Die Lösung des Problems ist nicht komplex. Die Arbitrage ist vorhanden. Der Staat kann sich zu 1,45% Geld beschaffen. Und er sollte es tun, um das Geld in grossen Mengen in die Wirtschaft zu investieren. Die öffentliche Hand kann hundert Milliarden Dollar nehmen, um die zerbrochene Infrastruktur zu beheben, und um all die entlassenen Lehrer und Feuerwehrleute wieder einzustellen, und um mit einem Auffangnetz Millionen von Bürgern, die seit mehr als einem Jahr keine Arbeit haben, zu helfen.

Selbst wenn der reale langfristige Ertrag des Konjunkturpakets Null wäre, wäre der langfristige Ertrag deutlich über 1,45% liegen, sodass sich Investitionen lohnen würden, unterstreicht Felix.

Auch Robert Frank schreibt vor diesem Hintergrund in einem lesenswerten Artikel („Repairing Roads Can End All Kinds of Gridlock“) in NY Times, dass der wichtigste Schritt in Richtung einer besseren Zukunft ist, die Wirtschaft so schnell wie möglich zu reparieren. Und einer der sichersten Wege, um dies zu tun, ist eine grosse und unmittelbare Infrastruktur-Modernisierung.

Dieser Weg würde nicht voraussetzen, dass die Republikaner die Vorzüge der traditionellen keynesianishen Stimulus-Politik eingestehen oder ihre Bedenken hinsichtlich der Staatsverschuldung aufgeben. Die philosphische Grundlage für eine Einigung wäre bereits fest gegeben, hält der an der Cornell University lehrende Wirtschaftsprofessor fest.
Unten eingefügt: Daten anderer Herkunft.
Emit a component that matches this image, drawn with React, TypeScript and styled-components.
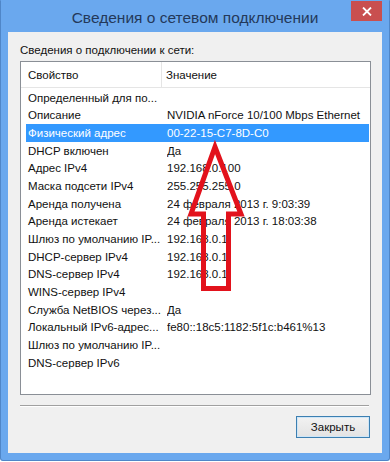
import React from "react";
import styled, { createGlobalStyle } from "styled-components";

const GlobalStyle = createGlobalStyle`
  html, body {
    margin: 0;
    padding: 0;
    background: #ffffff;
  }
  body {
    font-family: "Liberation Sans", Arial, sans-serif;
  }
`;

const Window = styled.div`
  position: relative;
  width: 390px;
  height: 461px;
  box-sizing: border-box;
  background: #6aa8ee;
  border: 1px solid #4f86c8;
  border-top-color: #6aa8ee;
  border-radius: 0 0 3px 3px;
  display: flex;
  flex-direction: column;
  padding: 0 7px 7px 7px;
`;

const TitleBar = styled.div`
  height: 32px;
  display: grid;
  grid-template-columns: 1fr auto 1fr;
  align-items: center;
`;

const Title = styled.div`
  grid-column: 2;
  font-size: 15.5px;
  color: #24395a;
  padding-top: 2px;
  white-space: nowrap;
`;

const CloseButton = styled.div`
  grid-column: 3;
  justify-self: end;
  align-self: start;
  width: 31px;
  height: 20px;
  background: #c94f4f;
  display: flex;
  align-items: center;
  justify-content: center;
`;

const Client = styled.div`
  flex: 1;
  background: #f0f0f0;
  display: flex;
  flex-direction: column;
  padding: 11px 11px 15px 12px;
`;

const Caption = styled.div`
  font-size: 11.5px;
  line-height: 15px;
  color: #111;
`;

const ListBox = styled.div`
  margin-top: 3px;
  height: 334px;
  box-sizing: border-box;
  background: #ffffff;
  border: 1px solid #8a8f96;
  display: flex;
  flex-direction: column;
`;

const HeaderRow = styled.div`
  display: grid;
  grid-template-columns: 141px 1fr;
  height: 25px;
  border-bottom: 1px solid #e5e5e5;
`;

const HeaderCell = styled.div<{ $divider?: boolean }>`
  font-size: 11.5px;
  color: #111;
  display: flex;
  align-items: center;
  padding-left: ${(p) => (p.$divider ? "7px" : "4px")};
  border-right: ${(p) => (p.$divider ? "1px solid #e5e5e5" : "none")};
  padding-top: 1px;
`;

const Rows = styled.div`
  display: flex;
  flex-direction: column;
  padding: 1px 1px 0 5px;
`;

const Row = styled.div<{ $selected?: boolean }>`
  display: grid;
  grid-template-columns: 141px 1fr;
  height: 17.67px;
  align-items: center;
  font-size: 11.5px;
  color: ${(p) => (p.$selected ? "#ffffff" : "#111")};
  background: ${(p) => (p.$selected ? "#3399ff" : "transparent")};
`;

const Cell = styled.div<{ $first?: boolean }>`
  padding-left: ${(p) => (p.$first ? "2px" : "0")};
  white-space: nowrap;
  overflow: hidden;
`;

const Separator = styled.div`
  margin-top: 10px;
  margin-right: 2px;
  height: 1px;
  background: #a0a0a0;
  border-bottom: 1px solid #ffffff;
`;

const Footer = styled.div`
  display: flex;
  justify-content: flex-end;
  margin-top: 9px;
  padding-right: 1px;
`;

const Button = styled.div`
  width: 74px;
  height: 22px;
  box-sizing: border-box;
  border: 1px solid #3c7fb1;
  background: linear-gradient(#f2f2f2, #e3e3e3);
  font-size: 11.5px;
  color: #111;
  display: flex;
  align-items: center;
  justify-content: center;
  box-shadow: inset 0 0 0 1px #cfe6f7;
`;

const ArrowOverlay = styled.svg`
  position: absolute;
  left: 0;
  top: 0;
  pointer-events: none;
`;

const rows: [string, string][] = [
  ["Определенный для по...", ""],
  ["Описание", "NVIDIA nForce 10/100 Mbps Ethernet"],
  ["Физический адрес", "00-22-15-C7-8D-C0"],
  ["DHCP включен", "Да"],
  ["Адрес IPv4", "192.168.0.100"],
  ["Маска подсети IPv4", "255.255.255.0"],
  ["Аренда получена", "24 февраля 2013 г. 9:03:39"],
  ["Аренда истекает", "24 февраля 2013 г. 18:03:38"],
  ["Шлюз по умолчанию IP...", "192.168.0.1"],
  ["DHCP-сервер IPv4", "192.168.0.1"],
  ["DNS-сервер IPv4", "192.168.0.1"],
  ["WINS-сервер IPv4", ""],
  ["Служба NetBIOS через...", "Да"],
  ["Локальный IPv6-адрес...", "fe80::18c5:1182:5f1c:b461%13"],
  ["Шлюз по умолчанию IP...", ""],
  ["DNS-сервер IPv6", ""],
];

export default function App() {
  return (
    <>
      <GlobalStyle />
      <Window>
        <TitleBar>
          <Title>Сведения о сетевом подключении</Title>
          <CloseButton>
            <svg width="10" height="9" viewBox="0 0 10 9">
              <path d="M1 0.5 L9 8.5 M9 0.5 L1 8.5" stroke="#ffffff" strokeWidth="1.8" />
            </svg>
          </CloseButton>
        </TitleBar>
        <Client>
          <Caption>Сведения о подключении к сети:</Caption>
          <ListBox>
            <HeaderRow>
              <HeaderCell $divider>Свойство</HeaderCell>
              <HeaderCell>Значение</HeaderCell>
            </HeaderRow>
            <Rows>
              {rows.map(([name, value], i) => (
                <Row key={i} $selected={i === 2}>
                  <Cell $first>{name}</Cell>
                  <Cell>{value}</Cell>
                </Row>
              ))}
            </Rows>
          </ListBox>
          <Separator />
          <Footer>
            <Button>Закрыть</Button>
          </Footer>
        </Client>
        <ArrowOverlay width="390" height="462" viewBox="0 0 390 462">
          <path
            d="M214 146 L240 213 L227.5 213 L227.5 287.5 L202.5 287.5 L202.5 213 L190 213 Z"
            fill="none"
            stroke="#e2121c"
            strokeWidth="5"
            strokeLinejoin="miter"
          />
        </ArrowOverlay>
      </Window>
    </>
  );
}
Wenn es nicht geschieht, wrid die kommende politische Kampagne eine einmalige Gelegenheit dafür bieten, zu erfahren, warum, fasst Frank zusammen.

PS

Gewinnrendite ist der Kehrwert des Kurs-Gewinn-Verhältnisses (KGV), d.h. das Verhältnis von Gewinn je Aktie zum aktuellen Aktienkurs. Es handelt sich bei der Kennzahl praktisch um die „Verzinsung der Aktie“.